Production ML Papers to Know

Welcome to Production ML Papers to Know, a series from Gantry highlighting papers we think have been important to the evolving practice of production ML.

We have covered a few papers already in our newsletter, Continual Learnings, and on Twitter. Due to the positive reception we decided to turn these into blog posts.

Why do ML Projects Fail?

The thesis of today’s paper (from Weights and Biases) is that the hard parts of doing ML are (i) enabling people to succeed and (ii) having well-designed processes in place. Of course, (iii) the technology platform matters, but to a lesser degree.

Let’s talk through some of the main failure modes to avoid.


To be honest, you already probably know how to help your people succeed at delivering ML. That doesn’t stop most teams from making some common mistakes.

First, the authors observe that people perform better when their roles are clearly defined and they sit in the right part of the org (whether that’s embedded in the business unit or in a separate team). That sounds pretty obvious, yet it’s still common for everyone on the team to cover every part of ML, from data cleaning to modeling to platform engineering.

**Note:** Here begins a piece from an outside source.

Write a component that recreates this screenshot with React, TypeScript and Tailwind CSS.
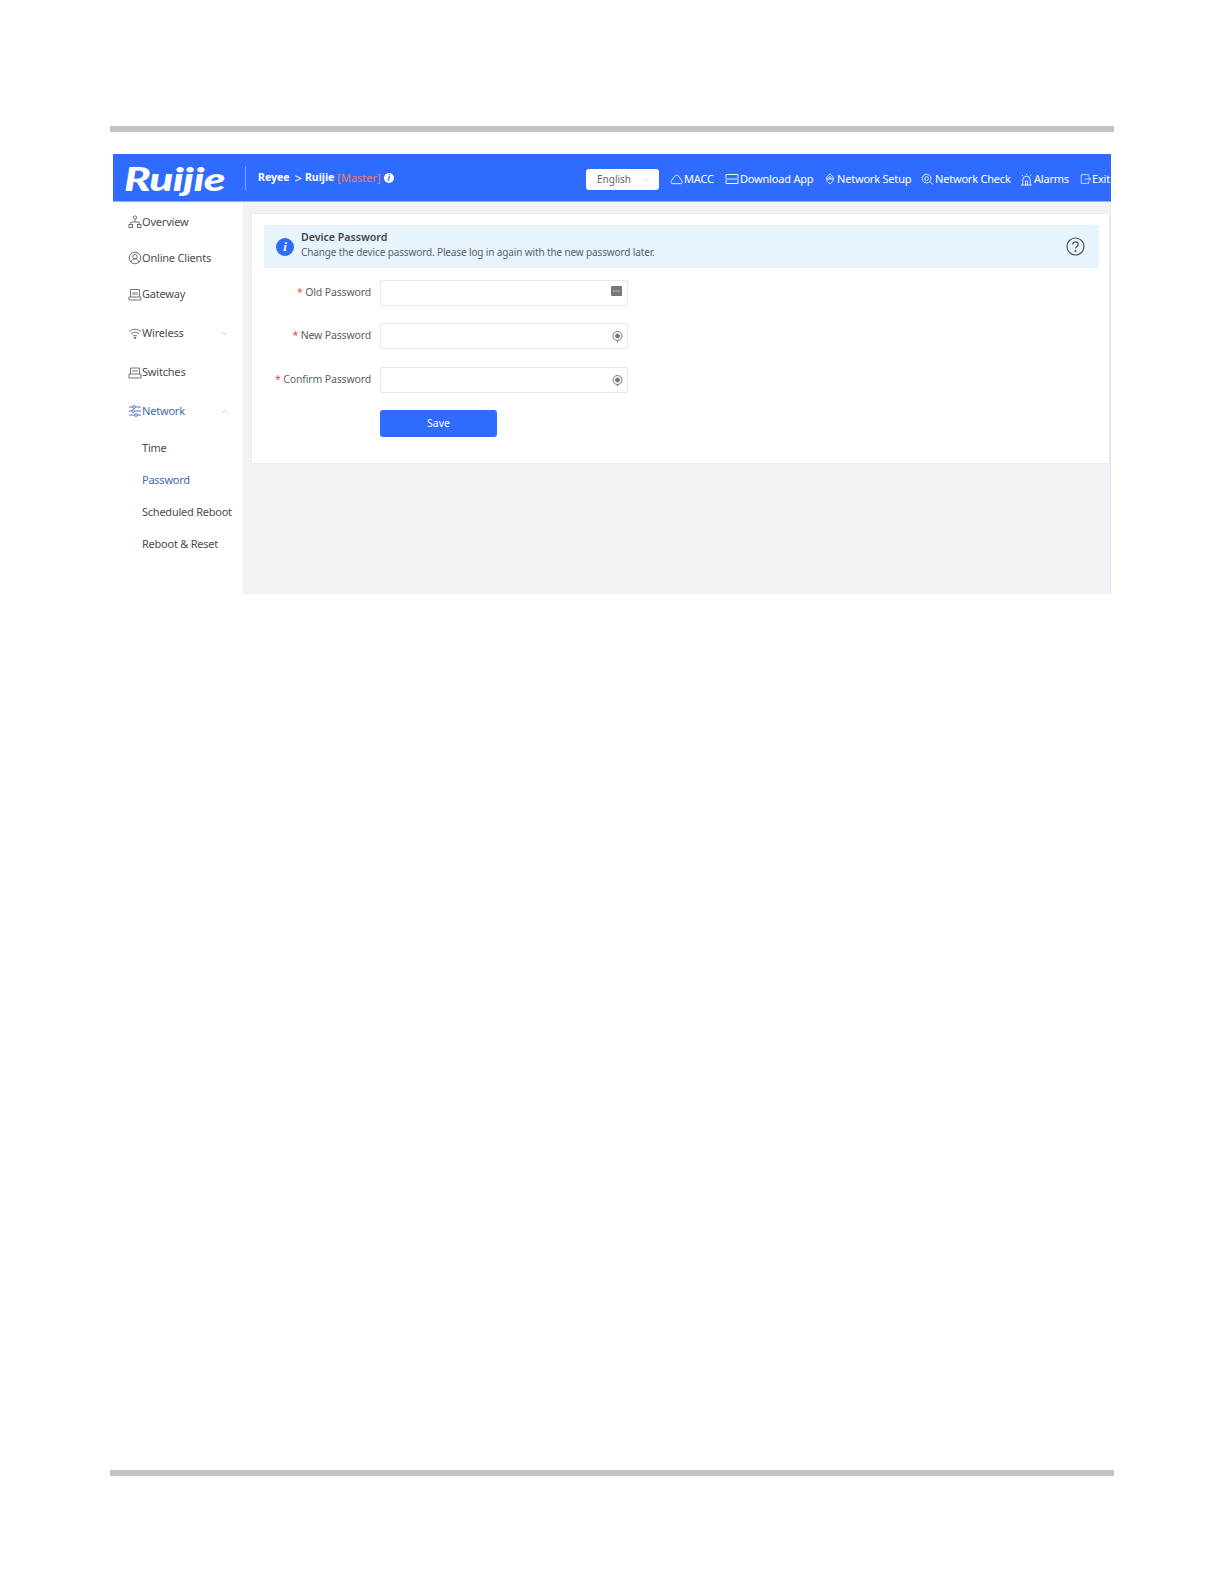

Second, the authors assert that ML requires a different approach to project management that views ML delivery as R&D and not business-as-usual. That’s because model performance requirements can be unknown, progress non-linear, and breakthroughs hard to predict, making estimation of timelines and business value hard.

For those of us in ML day-to-day that won’t come as a surprise, but many teams still fail by focusing on low-risk - and low-ROI - tasks, and using management techniques more suited to software management, such as agile and scrum.


Like project planning and team organization, processes are the fruit and vegetables of successful ML delivery. You already know you’re supposed to be doing these things, but it’s hard to be consistent.

For example, ML teams need to understand the business value a project can achieve. So the authors recommend doing a scoping and opportunity sizing process before starting the project.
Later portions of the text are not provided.